Stated exercise:
Repeat every line of the data exactly, but not the pictures.

<<<<

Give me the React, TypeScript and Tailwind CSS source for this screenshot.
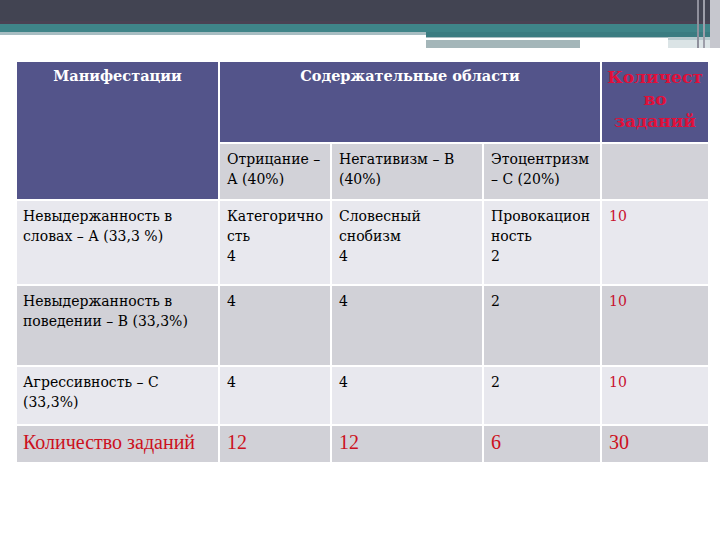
const rows = [
  {
    label: 'Невыдержанность в словах – А (33,3 %)',
    cells: [
      { title: 'Категорично сть', value: '4' },
      { title: 'Словесный снобизм', value: '4' },
      { title: 'Провокацион ность', value: '2' },
    ],
    total: '10',
    height: 'h-[85px]',
    bg: 'bg-[#e8e8ee]',
  },
  {
    label: 'Невыдержанность в поведении – В (33,3%)',
    cells: [{ value: '4' }, { value: '4' }, { value: '2' }],
    total: '10',
    height: 'h-[81px]',
    bg: 'bg-[#d1d1d7]',
  },
  {
    label: 'Агрессивность – С (33,3%)',
    cells: [{ value: '4' }, { value: '4' }, { value: '2' }],
    total: '10',
    height: 'h-[59px]',
    bg: 'bg-[#e8e8ee]',
  },
]

function SlideHeader() {
  return (
    <div className="relative">
      <div className="h-[21px] bg-[#424452]" />
      <div className="h-[3px] bg-[#4a4253]" />
      <div className="h-[8px] bg-[#3f8488]" />
      <div className="flex h-[5px]">
        <div className="w-[426px] flex flex-col">
          <div className="h-[3px] bg-[#a7bdc2]" />
        </div>
        <div className="flex-1 bg-[#3b7c81]" />
      </div>
      <div className="flex h-[3px]">
        <div className="w-[426px]" />
        <div className="w-[242px] border-t border-[#a9bec2]" />
        <div className="flex-1 bg-[#b9cbcf]" />
      </div>
      <div className="flex h-[8px]">
        <div className="w-[426px]" />
        <div className="w-[154px] bg-[#a4b6b9]" />
        <div className="w-[88px]" />
        <div className="flex-1 bg-[#dbe4e6]" />
      </div>
      <div className="absolute top-0 right-0 h-[48px] w-[23px] flex">
        <div className="w-[2px] bg-[#8f909c]" />
        <div className="w-[4px]" />
        <div className="w-[2px] bg-[#9d9ea9]" />
        <div className="w-[5px]" />
        <div className="flex-1 bg-[#c6c7ce]" />
      </div>
    </div>
  )
}

export default function App() {
  const font = "font-['DejaVu_Serif','Liberation_Serif',serif]"
  const timesRed = "font-['Liberation_Serif',serif] text-[20px] leading-[24px] text-[#cc1020]"

  return (
    <div className="w-[720px] h-[540px] bg-white overflow-hidden">
      <SlideHeader />
      <div className="mt-[14px] ml-[17px]">
        <table className={`border-collapse table-fixed w-[691px] text-[14px] leading-[20px] text-black ${font}`}>
          <colgroup>
            <col className="w-[202px]" />
            <col className="w-[112px]" />
            <col className="w-[152px]" />
            <col className="w-[118px]" />
            <col className="w-[107px]" />
          </colgroup>
          <tbody>
            <tr className="h-[81px] bg-[#53548a]">
              <th
                rowSpan={2}
                className="align-top border-2 border-white border-t-0 border-l-0 pt-[4px] text-white text-[14.5px] font-bold"
              >
                Манифестации
              </th>
              <th
                colSpan={3}
                className="align-top border-2 border-white border-t-0 pt-[4px] text-white text-[14.5px] font-bold"
              >
                Содержательные области
              </th>
              <th className="align-top border-2 border-white border-t-0 border-r-0 pt-[4px] text-[#e0103a] text-[17px] leading-[22px] font-bold whitespace-nowrap">
                Количест
                <br />
                во
                <br />
                заданий
              </th>
            </tr>
            <tr className="h-[57px] bg-[#d2d2d8]">
              <td className="align-top border-2 border-white px-[7px] pt-[5px]">Отрицание – А (40%)</td>
              <td className="align-top border-2 border-white px-[7px] pt-[5px]">Негативизм – В (40%)</td>
              <td className="align-top border-2 border-white px-[7px] pt-[5px]">Этоцентризм – С (20%)</td>
              <td className="align-top border-2 border-white border-r-0" />
            </tr>
            {rows.map(row => (
              <tr className={`${row.height} ${row.bg}`} key={row.label}>
                <td className="align-top border-2 border-white border-l-0 px-[6px] pt-[5px]">{row.label}</td>
                {row.cells.map((cell, i) => (
                  <td className="align-top border-2 border-white px-[7px] pt-[5px]" key={i}>
                    {cell.title && <div>{cell.title}</div>}
                    <div>{cell.value}</div>
                  </td>
                ))}
                <td className="align-top border-2 border-white border-r-0 px-[7px] pt-[5px] text-[#c8102e]">
                  {row.total}
                </td>
              </tr>
            ))}
            <tr className="h-[37px] bg-[#d1d1d7]">
              <td className={`align-top border-2 border-white border-l-0 border-b-0 px-[6px] pt-[4px] ${timesRed}`}>
                Количество заданий
              </td>
              <td className={`align-top border-2 border-white border-b-0 px-[7px] pt-[4px] ${timesRed}`}>12</td>
              <td className={`align-top border-2 border-white border-b-0 px-[7px] pt-[4px] ${timesRed}`}>12</td>
              <td className={`align-top border-2 border-white border-b-0 px-[7px] pt-[4px] ${timesRed}`}>6</td>
              <td className={`align-top border-2 border-white border-b-0 border-r-0 px-[7px] pt-[4px] ${timesRed}`}>30</td>
            </tr>
          </tbody>
        </table>
      </div>
    </div>
  )
}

>>>>

Written response:
Give me the React, TypeScript and Tailwind CSS source for this screenshot.
const rows = [
  {
    label: 'Невыдержанность в словах – А (33,3 %)',
    cells: [
      { title: 'Категорично сть', value: '4' },
      { title: 'Словесный снобизм', value: '4' },
      { title: 'Провокацион ность', value: '2' },
    ],
    total: '10',
    height: 'h-[85px]',
    bg: 'bg-[#e8e8ee]',
  },
  {
    label: 'Невыдержанность в поведении – В (33,3%)',
    cells: [{ value: '4' }, { value: '4' }, { value: '2' }],
    total: '10',
    height: 'h-[81px]',
    bg: 'bg-[#d1d1d7]',
  },
  {
    label: 'Агрессивность – С (33,3%)',
    cells: [{ value: '4' }, { value: '4' }, { value: '2' }],
    total: '10',
    height: 'h-[59px]',
    bg: 'bg-[#e8e8ee]',
  },
]

function SlideHeader() {
  return (
    <div className="relative">
      <div className="h-[21px] bg-[#424452]" />
      <div className="h-[3px] bg-[#4a4253]" />
      <div className="h-[8px] bg-[#3f8488]" />
      <div className="flex h-[5px]">
        <div className="w-[426px] flex flex-col">
          <div className="h-[3px] bg-[#a7bdc2]" />
        </div>
        <div className="flex-1 bg-[#3b7c81]" />
      </div>
      <div className="flex h-[3px]">
        <div className="w-[426px]" />
        <div className="w-[242px] border-t border-[#a9bec2]" />
        <div className="flex-1 bg-[#b9cbcf]" />
      </div>
      <div className="flex h-[8px]">
        <div className="w-[426px]" />
        <div className="w-[154px] bg-[#a4b6b9]" />
        <div className="w-[88px]" />
        <div className="flex-1 bg-[#dbe4e6]" />
      </div>
      <div className="absolute top-0 right-0 h-[48px] w-[23px] flex">
        <div className="w-[2px] bg-[#8f909c]" />
        <div className="w-[4px]" />
        <div className="w-[2px] bg-[#9d9ea9]" />
        <div className="w-[5px]" />
        <div className="flex-1 bg-[#c6c7ce]" />
      </div>
    </div>
  )
}

export default function App() {
  const font = "font-['DejaVu_Serif','Liberation_Serif',serif]"
  const timesRed = "font-['Liberation_Serif',serif] text-[20px] leading-[24px] text-[#cc1020]"

  return (
    <div className="w-[720px] h-[540px] bg-white overflow-hidden">
      <SlideHeader />
      <div className="mt-[14px] ml-[17px]">
        <table className={`border-collapse table-fixed w-[691px] text-[14px] leading-[20px] text-black ${font}`}>
          <colgroup>
            <col className="w-[202px]" />
            <col className="w-[112px]" />
            <col className="w-[152px]" />
            <col className="w-[118px]" />
            <col className="w-[107px]" />
          </colgroup>
          <tbody>
            <tr className="h-[81px] bg-[#53548a]">
              <th
                rowSpan={2}
                className="align-top border-2 border-white border-t-0 border-l-0 pt-[4px] text-white text-[14.5px] font-bold"
              >
                Манифестации
              </th>
              <th
                colSpan={3}
                className="align-top border-2 border-white border-t-0 pt-[4px] text-white text-[14.5px] font-bold"
              >
                Содержательные области
              </th>
              <th className="align-top border-2 border-white border-t-0 border-r-0 pt-[4px] text-[#e0103a] text-[17px] leading-[22px] font-bold whitespace-nowrap">
                Количест
                <br />
                во
                <br />
                заданий
              </th>
            </tr>
            <tr className="h-[57px] bg-[#d2d2d8]">
              <td className="align-top border-2 border-white px-[7px] pt-[5px]">Отрицание – А (40%)</td>
              <td className="align-top border-2 border-white px-[7px] pt-[5px]">Негативизм – В (40%)</td>
              <td className="align-top border-2 border-white px-[7px] pt-[5px]">Этоцентризм – С (20%)</td>
              <td className="align-top border-2 border-white border-r-0" />
            </tr>
            {rows.map(row => (
              <tr className={`${row.height} ${row.bg}`} key={row.label}>
                <td className="align-top border-2 border-white border-l-0 px-[6px] pt-[5px]">{row.label}</td>
                {row.cells.map((cell, i) => (
                  <td className="align-top border-2 border-white px-[7px] pt-[5px]" key={i}>
                    {cell.title && <div>{cell.title}</div>}
                    <div>{cell.value}</div>
                  </td>
                ))}
                <td className="align-top border-2 border-white border-r-0 px-[7px] pt-[5px] text-[#c8102e]">
                  {row.total}
                </td>
              </tr>
            ))}
            <tr className="h-[37px] bg-[#d1d1d7]">
              <td className={`align-top border-2 border-white border-l-0 border-b-0 px-[6px] pt-[4px] ${timesRed}`}>
                Количество заданий
              </td>
              <td className={`align-top border-2 border-white border-b-0 px-[7px] pt-[4px] ${timesRed}`}>12</td>
              <td className={`align-top border-2 border-white border-b-0 px-[7px] pt-[4px] ${timesRed}`}>12</td>
              <td className={`align-top border-2 border-white border-b-0 px-[7px] pt-[4px] ${timesRed}`}>6</td>
              <td className={`align-top border-2 border-white border-b-0 border-r-0 px-[7px] pt-[4px] ${timesRed}`}>30</td>
            </tr>
          </tbody>
        </table>
      </div>
    </div>
  )
}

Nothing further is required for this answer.